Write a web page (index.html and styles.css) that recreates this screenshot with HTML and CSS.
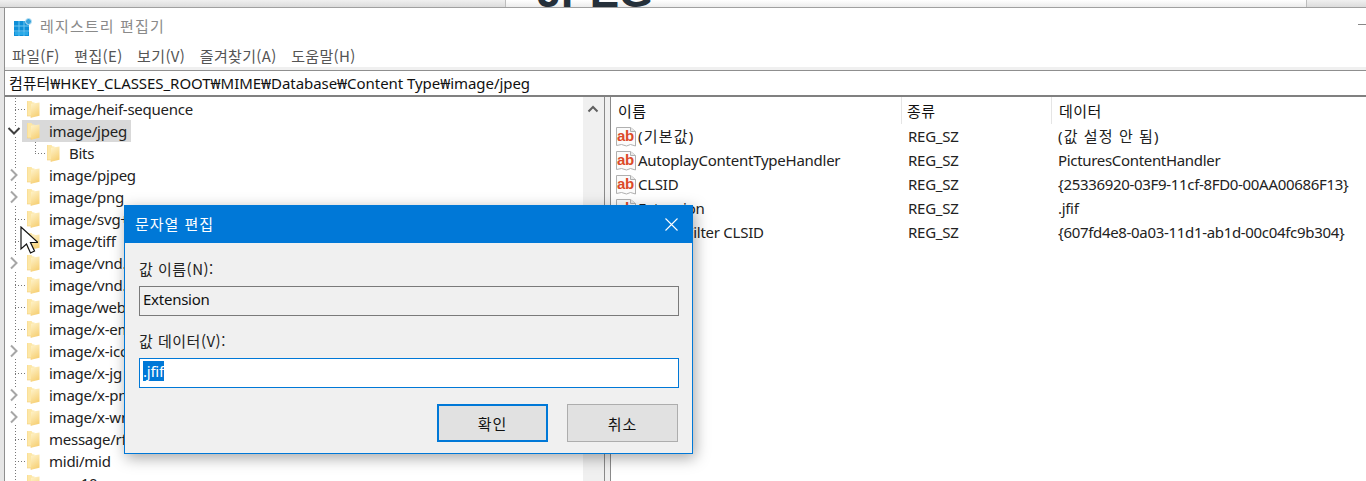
FILE: index.html
```html
<!DOCTYPE html>
<html lang="ko">
<head>
<meta charset="utf-8">
<title>레지스트리 편집기</title>
<link rel="stylesheet" href="styles.css">
</head>
<body>
<svg class="defs" width="0" height="0" aria-hidden="true">
  <defs>
    <linearGradient id="fg" x1="0" y1="0" x2="0.4" y2="1">
      <stop offset="0" stop-color="#fff4cd"/><stop offset="1" stop-color="#f7d27a"/>
    </linearGradient>
    <symbol id="folder" viewBox="0 0 13 17">
      <path d="M0 0h4.500l1 1.500h2v13l-3 .5h-4.500z" fill="#fde7a6"/>
      <path d="M4 3l8.500-1.200v13.200l-8.500 2z" fill="url(#fg)" transform="translate(0 -.3)"/>
      <path d="M0 0v15h4v2" fill="none" stroke="#f3cf7a" stroke-width=".6"/>
    </symbol>
    <symbol id="ab" viewBox="0 0 20 21">
      <path d="M.5 1.500h14l5 4v14.500l-5-1.500-4 1.500-5-1.500-5 1z" fill="#fbfbfb" stroke="#b0b0b0"/>
      <path d="M14.500 1.500v4h5" fill="#e9e9e9" stroke="#b0b0b0"/>
      <text x="1" y="14.500" class="ab-text">ab</text>
    </symbol>
    <symbol id="chev" viewBox="0 0 10 14">
      <path d="M2 1.500l5.500 5.500-5.500 5.500" fill="none" stroke="#a6a6a6" stroke-width="2"/>
    </symbol>
  </defs>
</svg>

<div class="backdrop">
  <div class="back-tab"></div>
  <div class="back-doc"><span class="jpeg">JPEG</span></div>
  <div class="back-tab-end"></div>
</div>

<div class="window">
  <header class="titlebar">
    <svg class="app-icon" viewBox="0 0 18 18" width="18" height="18">
      <rect x="0" y="3" width="15" height="15" fill="#0f8fd8"/>
      <path d="M5 3v15M10 3v15M0 8h15M0 13h15" stroke="#6fc6f0" stroke-width="1"/>
      <rect x="1" y="14" width="13" height="3" fill="#34b4ee" opacity=".7"/>
      <circle cx="14.500" cy="3.500" r="3" fill="#3aa4dc" stroke="#bfe3f5"/>
    </svg>
    <span class="title">레지스트리 편집기</span>
    <span class="minimize"></span>
  </header>
  <nav class="menubar">
    <span>파일(F)</span><span>편집(E)</span><span>보기(V)</span><span>즐겨찾기(A)</span><span>도움말(H)</span>
  </nav>
  <div class="address">컴퓨터₩HKEY_CLASSES_ROOT₩MIME₩Database₩Content Type₩image/jpeg</div>
  <main class="panes">
    <section class="tree">
      <div class="tree-list">
        <div class="row"><span class="twig"></span><svg class="folder"><use href="#folder"/></svg><span class="label">image/heif-sequence</span></div>
        <div class="row"><svg class="open" viewBox="0 0 14 10"><path d="M1.500 2l5.500 5.500 5.500-5.500" fill="none" stroke="#404040" stroke-width="2"/></svg><span class="sel"><svg class="folder"><use href="#folder"/></svg><span class="label">image/jpeg</span></span></div>
        <div class="row child"><span class="twig"></span><svg class="folder"><use href="#folder"/></svg><span class="label">Bits</span></div>
        <div class="row"><svg class="chev"><use href="#chev"/></svg><svg class="folder"><use href="#folder"/></svg><span class="label">image/pjpeg</span></div>
        <div class="row"><svg class="chev"><use href="#chev"/></svg><svg class="folder"><use href="#folder"/></svg><span class="label">image/png</span></div>
        <div class="row"><span class="twig"></span><svg class="folder"><use href="#folder"/></svg><span class="label">image/svg+xml</span></div>
        <div class="row"><span class="twig"></span><svg class="folder"><use href="#folder"/></svg><span class="label">image/tiff</span></div>
        <div class="row"><svg class="chev"><use href="#chev"/></svg><svg class="folder"><use href="#folder"/></svg><span class="label">image/vnd.ms-photo</span></div>
        <div class="row"><span class="twig"></span><svg class="folder"><use href="#folder"/></svg><span class="label">image/vnd.wap.wbmp</span></div>
        <div class="row"><span class="twig"></span><svg class="folder"><use href="#folder"/></svg><span class="label">image/webp</span></div>
        <div class="row"><span class="twig"></span><svg class="folder"><use href="#folder"/></svg><span class="label">image/x-emf</span></div>
        <div class="row"><svg class="chev"><use href="#chev"/></svg><svg class="folder"><use href="#folder"/></svg><span class="label">image/x-icon</span></div>
        <div class="row"><span class="twig"></span><svg class="folder"><use href="#folder"/></svg><span class="label">image/x-jg</span></div>
        <div class="row"><svg class="chev"><use href="#chev"/></svg><svg class="folder"><use href="#folder"/></svg><span class="label">image/x-png</span></div>
        <div class="row"><svg class="chev"><use href="#chev"/></svg><svg class="folder"><use href="#folder"/></svg><span class="label">image/x-wmf</span></div>
        <div class="row"><span class="twig"></span><svg class="folder"><use href="#folder"/></svg><span class="label">message/rfc822</span></div>
        <div class="row"><span class="twig"></span><svg class="folder"><use href="#folder"/></svg><span class="label">midi/mid</span></div>
        <div class="row"><span class="twig"></span><svg class="folder"><use href="#folder"/></svg><span class="label">mxc 10</span></div>
      </div>
      <div class="scrollbar"><svg class="up" viewBox="0 0 12 8"><path d="M1.500 6.500l4.500-4.500 4.500 4.500" fill="none" stroke="#606060" stroke-width="2"/></svg></div>
    </section>
    <div class="splitter"></div>
    <section class="values">
      <div class="vhead"><span class="c-name">이름</span><span class="c-type">종류</span><span class="c-data">데이터</span></div>
      <div class="vrow"><span class="c-name"><svg class="ab"><use href="#ab"/></svg><span class="ko">(기본값)</span></span><span class="c-type">REG_SZ</span><span class="c-data"><span class="ko">(값 설정 안 됨)</span></span></div>
      <div class="vrow"><span class="c-name"><svg class="ab"><use href="#ab"/></svg>AutoplayContentTypeHandler</span><span class="c-type">REG_SZ</span><span class="c-data">PicturesContentHandler</span></div>
      <div class="vrow"><span class="c-name"><svg class="ab"><use href="#ab"/></svg>CLSID</span><span class="c-type">REG_SZ</span><span class="c-data">{25336920-03F9-11cf-8FD0-00AA00686F13}</span></div>
      <div class="vrow"><span class="c-name"><svg class="ab"><use href="#ab"/></svg>Extension</span><span class="c-type">REG_SZ</span><span class="c-data">.jfif</span></div>
      <div class="vrow"><span class="c-name"><svg class="ab"><use href="#ab"/></svg>Image Filter CLSID</span><span class="c-type">REG_SZ</span><span class="c-data">{607fd4e8-0a03-11d1-ab1d-00c04fc9b304}</span></div>
    </section>
  </main>
</div>

<svg class="cursor" viewBox="0 0 18 28" width="18" height="28">
  <path d="M1 1v22l5.500-5 4 9 4-2-4-8.500h7.500z" fill="#fff" stroke="#111" stroke-width="1.200"/>
</svg>

<div class="dialog">
  <div class="dlg-title">
    <span class="dlg-name">문자열 편집</span>
    <svg class="dlg-close" viewBox="0 0 13 13" width="13" height="13"><path d="M.5.500l12 12M12.500.500l-12 12" stroke="#fff" stroke-width="1.100"/></svg>
  </div>
  <div class="dlg-body">
    <label class="dlg-label">값 이름(N):</label>
    <div class="field field-ro">Extension</div>
    <label class="dlg-label lbl2">값 데이터(V):</label>
    <div class="field field-on"><span class="selected">.jfif</span></div>
    <div class="dlg-buttons">
      <button class="btn btn-default">확인</button>
      <button class="btn">취소</button>
    </div>
  </div>
</div>
</body>
</html>
```
FILE: styles.css
```css
* { box-sizing: border-box; }
html, body { margin: 0; height: 481px; overflow: hidden; }
body {
  position: relative;
  background: #e6e6e6;
  color: #111;
  font: 15px/22px "Noto Sans", "Noto Sans CJK KR", sans-serif;
}
.defs { position: absolute; }
.ab-text { font: bold 15px "Liberation Sans", sans-serif; fill: #dc4a2a; }

.backdrop {
  height: 8px;
  display: flex;
  overflow: hidden;
  background: linear-gradient(#f0f0f0, #dcdcdc);
  border-bottom: 1px solid #a0a0a0;
}
.back-tab { width: 506px; border-right: 1px solid #bdbdbd; }
.back-doc { width: 800px; height: 7px; background: linear-gradient(#fff, #ececec); overflow: hidden; }
.back-tab-end { flex: 1; border-left: 1px solid #bdbdbd; }
.jpeg {
  display: block;
  margin: -28px 0 0 31px;
  font: 700 44px/40px "Liberation Sans", sans-serif;
  color: #25303a;
  letter-spacing: -.5px;
}

.window {
  margin-left: 4px;
  height: 473px;
  background: #fff;
  border-left: 1px solid #8f8f8f;
  display: flex;
  flex-direction: column;
}
.titlebar { height: 36px; display: flex; align-items: center; padding-left: 9px; }
.app-icon { margin-top: 1px; }
.title {
  margin-left: 8px;
  font-family: "Noto Sans CJK KR", sans-serif;
  letter-spacing: 1.15px;
  color: #8a8a8a;
}
.minimize { margin-left: auto; margin-top: -3px; width: 8px; height: 1px; background: #888; }

.menubar {
  height: 24px;
  display: flex;
  gap: 14.5px;
  padding-left: 7px;
  align-items: center;
  font: 15px/22px "Noto Sans CJK KR", "Noto Sans", sans-serif;
  letter-spacing: .35px;
  color: #555;
}

.address {
  margin-top: 2px;
  height: 27px;
  padding: 1px 0 0 4px;
  background: #fff;
  border-top: 1px solid #8f8f8f;
  border-bottom: 2px solid #808080;
  box-shadow: 0 -3px 0 #f0f0f0;
  white-space: nowrap;
  letter-spacing: -.05px;
}

.panes { flex: 1; display: flex; min-height: 0; }

.tree { width: 599px; display: flex; overflow: hidden; padding-top: 1px; }
.tree-list {
  width: 578px;
  overflow: hidden;
  background: repeating-linear-gradient(#777 0 1px, transparent 1px 3px) 10px 0 / 1px 100% no-repeat;
}
.row { height: 22px; display: flex; align-items: center; position: relative; padding-left: 22px; white-space: nowrap; }
.row.child { padding-left: 42px; }
.folder { width: 13px; height: 17px; flex: none; margin-right: 9px; }
.sel { display: flex; align-items: center; height: 22px; width: 109px; margin-left: -5px; padding-left: 5px; background: #d9d9d9; }
.twig {
  position: absolute;
  left: 10px; top: 11px;
  width: 11px; height: 1px;
  background: repeating-linear-gradient(90deg, #777 0 1px, transparent 1px 3px);
}
.child .twig {
  left: 30px; top: 0;
  height: 12px;
  background:
    repeating-linear-gradient(#777 0 1px, transparent 1px 3px) 0 0 / 1px 100% no-repeat,
    repeating-linear-gradient(90deg, #777 0 1px, transparent 1px 3px) 0 11px / 100% 1px no-repeat;
}
.chev { position: absolute; left: 4px; top: 4px; width: 10px; height: 14px; background: #fff; }
.open { position: absolute; left: 2px; top: 6px; width: 14px; height: 10px; background: #fff; }
.label { letter-spacing: -.25px; color: #222; }

.scrollbar { width: 21px; background: #f0f0f0; padding: 8px 0 0 4px; margin-top: -1px; }
.up { display: block; width: 12px; height: 8px; }

.splitter { width: 7px; background: #f0f0f0; border-left: 1px solid #8a8a8a; border-right: 1px solid #8a8a8a; }

.values { flex: 1; overflow: hidden; }
.vhead, .vrow { display: grid; grid-template-columns: 291px 150px 1fr; }
.vhead { height: 27px; align-items: start; }
.vhead span { padding-left: 7px; height: 27px; line-height: 28px; border-right: 1px solid #e5e5e5; font-family: "Noto Sans CJK KR", sans-serif; letter-spacing: .4px; }
.vhead .c-type { padding-left: 5px; }
.vhead .c-data { border: 0; padding-left: 7px; }
.vrow { height: 24px; align-items: center; letter-spacing: -.32px; white-space: nowrap; color: #222; }
.vrow .c-name { display: flex; align-items: center; padding-left: 5px; letter-spacing: -.25px; }
.vrow .c-type { padding-left: 6px; letter-spacing: -.25px; }
.vrow .c-data { padding-left: 6px; }
.vrow .ko { letter-spacing: 1.2px; }
.ab { width: 20px; height: 21px; margin-right: 2px; flex: none; }

.cursor { position: absolute; left: 20px; top: 226px; }

.dialog {
  position: absolute;
  left: 124px; top: 205px;
  width: 569px; height: 249px;
  background: #f0f0f0;
  border: 1px solid #0078d7;
  box-shadow: 2px 4px 14px rgba(0,0,0,.35);
}
.dlg-title {
  height: 37px;
  background: #0078d7;
  color: #fff;
  display: flex;
  align-items: center;
  justify-content: space-between;
  padding: 0 14px 0 10px;
  font-family: "Noto Sans CJK KR", sans-serif;
  letter-spacing: .95px;
}
.dlg-name { margin-top: -2px; }
.dlg-body { padding: 15px 13px 0 14px; }
.dlg-label { display: block; height: 22px; line-height: 22px; font-family: "Noto Sans CJK KR", sans-serif; color: #222; letter-spacing: .5px; }
.lbl2 { margin-top: 14px; }
.field { height: 30px; margin-top: 6px; padding: 2px 3px; border: 1px solid #7a7a7a; background: #f0f0f0; letter-spacing: -.25px; line-height: 20px; }
.field-ro { padding-top: 2px; line-height: 21px; }
.field-on { border-color: #0078d7; background: #fff; }
.selected { display: block; width: fit-content; height: 20px; background: #0078d7; color: #fff; }
.dlg-buttons { display: flex; gap: 19px; margin-top: 16px; padding-left: 298px; }
.btn {
  width: 111px; height: 38px;
  padding: 0;
  background: #e1e1e1;
  border: 1px solid #adadad;
  color: #111;
  font: 15px "Noto Sans CJK KR", sans-serif;
  letter-spacing: 1px;
}
.btn-default { border: 2px solid #0078d7; }
```
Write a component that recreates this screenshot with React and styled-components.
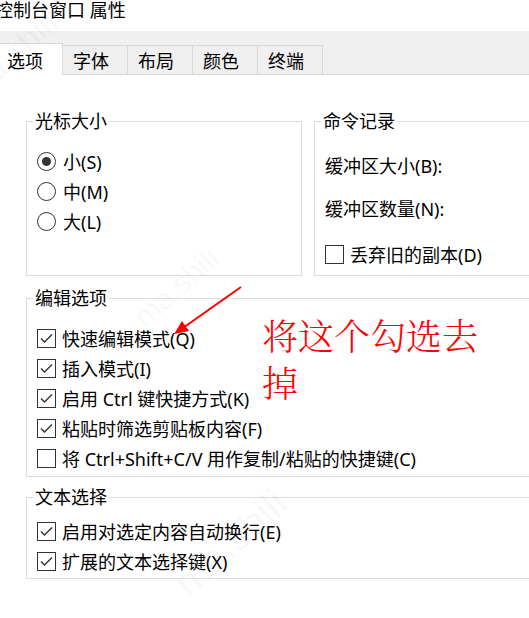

———

## Work instructions
Scan the records above for the string "styles", then select every line that holds it.

## Expected output
Write a web page (index.html and styles.css) that recreates this screenshot with HTML and CSS.
<link rel="stylesheet" href="styles.css">
FILE: styles.css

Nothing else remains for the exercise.